PROBLEM REQUIREMENTS: Extract all lines in the data that contain the word "recreates".

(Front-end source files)
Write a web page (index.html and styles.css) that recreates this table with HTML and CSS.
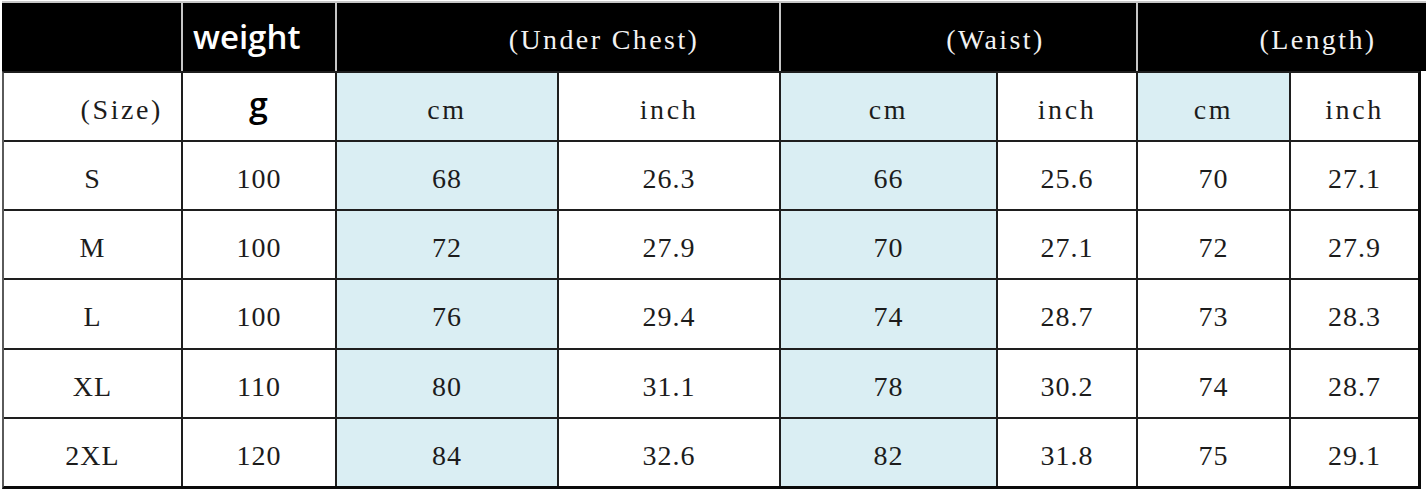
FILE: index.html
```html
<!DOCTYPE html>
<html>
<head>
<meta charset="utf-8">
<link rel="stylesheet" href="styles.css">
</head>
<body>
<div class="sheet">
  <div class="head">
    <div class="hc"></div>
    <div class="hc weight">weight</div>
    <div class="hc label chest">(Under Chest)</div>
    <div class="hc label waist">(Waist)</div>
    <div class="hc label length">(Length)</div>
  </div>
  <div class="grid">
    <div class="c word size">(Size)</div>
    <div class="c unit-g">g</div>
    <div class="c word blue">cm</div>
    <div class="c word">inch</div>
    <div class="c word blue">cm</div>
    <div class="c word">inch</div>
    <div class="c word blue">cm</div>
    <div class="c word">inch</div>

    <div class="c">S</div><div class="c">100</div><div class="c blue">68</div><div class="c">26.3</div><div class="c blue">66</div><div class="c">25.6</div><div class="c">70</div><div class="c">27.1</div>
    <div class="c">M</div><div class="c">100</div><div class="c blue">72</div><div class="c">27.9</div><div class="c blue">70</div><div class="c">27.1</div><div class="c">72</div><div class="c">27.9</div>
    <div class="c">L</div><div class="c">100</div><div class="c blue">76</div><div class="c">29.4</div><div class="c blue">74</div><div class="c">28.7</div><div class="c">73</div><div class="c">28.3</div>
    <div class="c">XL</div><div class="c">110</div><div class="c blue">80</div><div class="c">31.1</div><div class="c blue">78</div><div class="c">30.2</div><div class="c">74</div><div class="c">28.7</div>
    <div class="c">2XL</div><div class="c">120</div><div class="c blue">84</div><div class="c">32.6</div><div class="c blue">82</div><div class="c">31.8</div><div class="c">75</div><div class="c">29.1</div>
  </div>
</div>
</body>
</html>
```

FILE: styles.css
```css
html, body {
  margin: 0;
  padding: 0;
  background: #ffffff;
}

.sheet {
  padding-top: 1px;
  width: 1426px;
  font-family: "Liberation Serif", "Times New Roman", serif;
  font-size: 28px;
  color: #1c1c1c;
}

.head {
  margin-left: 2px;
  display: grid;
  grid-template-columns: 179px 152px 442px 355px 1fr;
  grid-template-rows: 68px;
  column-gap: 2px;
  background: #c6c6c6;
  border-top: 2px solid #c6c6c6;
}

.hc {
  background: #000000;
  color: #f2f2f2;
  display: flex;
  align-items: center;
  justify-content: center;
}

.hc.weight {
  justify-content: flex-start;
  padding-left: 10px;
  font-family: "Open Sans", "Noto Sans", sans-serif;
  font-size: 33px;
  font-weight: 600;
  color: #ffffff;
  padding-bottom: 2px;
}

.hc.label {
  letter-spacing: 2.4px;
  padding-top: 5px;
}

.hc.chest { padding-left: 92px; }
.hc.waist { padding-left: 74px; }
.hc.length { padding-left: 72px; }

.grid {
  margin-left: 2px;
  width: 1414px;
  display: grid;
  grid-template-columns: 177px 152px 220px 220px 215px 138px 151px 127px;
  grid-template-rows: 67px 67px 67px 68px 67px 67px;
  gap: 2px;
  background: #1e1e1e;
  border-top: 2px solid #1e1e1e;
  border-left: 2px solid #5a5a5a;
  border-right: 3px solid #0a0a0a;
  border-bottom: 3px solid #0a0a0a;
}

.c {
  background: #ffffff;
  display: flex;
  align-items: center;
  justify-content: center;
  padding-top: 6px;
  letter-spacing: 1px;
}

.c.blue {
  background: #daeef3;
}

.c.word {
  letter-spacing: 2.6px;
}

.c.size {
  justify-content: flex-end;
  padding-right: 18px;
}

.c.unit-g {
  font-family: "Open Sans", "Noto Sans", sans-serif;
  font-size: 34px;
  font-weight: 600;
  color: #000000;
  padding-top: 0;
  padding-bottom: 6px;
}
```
---
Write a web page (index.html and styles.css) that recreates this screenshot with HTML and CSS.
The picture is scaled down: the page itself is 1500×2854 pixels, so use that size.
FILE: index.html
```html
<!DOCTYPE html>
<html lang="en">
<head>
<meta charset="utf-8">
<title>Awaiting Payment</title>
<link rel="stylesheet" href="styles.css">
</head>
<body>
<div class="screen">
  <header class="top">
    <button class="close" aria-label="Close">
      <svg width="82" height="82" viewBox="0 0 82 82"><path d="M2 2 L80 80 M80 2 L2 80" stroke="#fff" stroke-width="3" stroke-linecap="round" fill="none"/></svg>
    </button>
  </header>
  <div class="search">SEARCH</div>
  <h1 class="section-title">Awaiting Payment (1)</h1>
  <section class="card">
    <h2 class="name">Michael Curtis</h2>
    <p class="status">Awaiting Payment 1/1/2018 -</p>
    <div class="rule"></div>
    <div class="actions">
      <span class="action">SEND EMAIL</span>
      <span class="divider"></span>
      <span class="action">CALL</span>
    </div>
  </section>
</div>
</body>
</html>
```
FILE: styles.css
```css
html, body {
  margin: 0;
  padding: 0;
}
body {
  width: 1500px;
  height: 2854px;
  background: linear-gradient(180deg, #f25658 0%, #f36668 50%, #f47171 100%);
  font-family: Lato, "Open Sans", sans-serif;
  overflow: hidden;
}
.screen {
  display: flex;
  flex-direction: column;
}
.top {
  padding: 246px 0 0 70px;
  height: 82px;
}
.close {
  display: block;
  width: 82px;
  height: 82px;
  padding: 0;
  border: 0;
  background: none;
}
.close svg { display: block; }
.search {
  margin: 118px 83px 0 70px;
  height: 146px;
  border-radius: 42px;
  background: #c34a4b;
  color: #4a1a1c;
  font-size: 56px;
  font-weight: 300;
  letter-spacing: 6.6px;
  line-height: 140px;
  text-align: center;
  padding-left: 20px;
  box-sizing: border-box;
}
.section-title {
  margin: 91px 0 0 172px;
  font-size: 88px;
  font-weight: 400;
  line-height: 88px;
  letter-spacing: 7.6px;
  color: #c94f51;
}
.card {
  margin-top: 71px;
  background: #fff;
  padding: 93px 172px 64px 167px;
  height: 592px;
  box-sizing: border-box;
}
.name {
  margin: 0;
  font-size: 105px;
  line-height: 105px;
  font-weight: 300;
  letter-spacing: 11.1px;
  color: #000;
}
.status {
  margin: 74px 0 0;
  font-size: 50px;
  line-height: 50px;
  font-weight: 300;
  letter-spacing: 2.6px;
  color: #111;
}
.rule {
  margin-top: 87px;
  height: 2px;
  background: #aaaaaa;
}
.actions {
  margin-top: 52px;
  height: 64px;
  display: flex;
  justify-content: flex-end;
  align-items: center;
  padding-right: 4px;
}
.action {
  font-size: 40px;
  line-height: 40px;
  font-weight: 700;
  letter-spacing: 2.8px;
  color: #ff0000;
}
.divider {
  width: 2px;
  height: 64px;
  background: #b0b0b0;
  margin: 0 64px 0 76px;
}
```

THE SOLUTION:
Write a web page (index.html and styles.css) that recreates this table with HTML and CSS.
Write a web page (index.html and styles.css) that recreates this screenshot with HTML and CSS.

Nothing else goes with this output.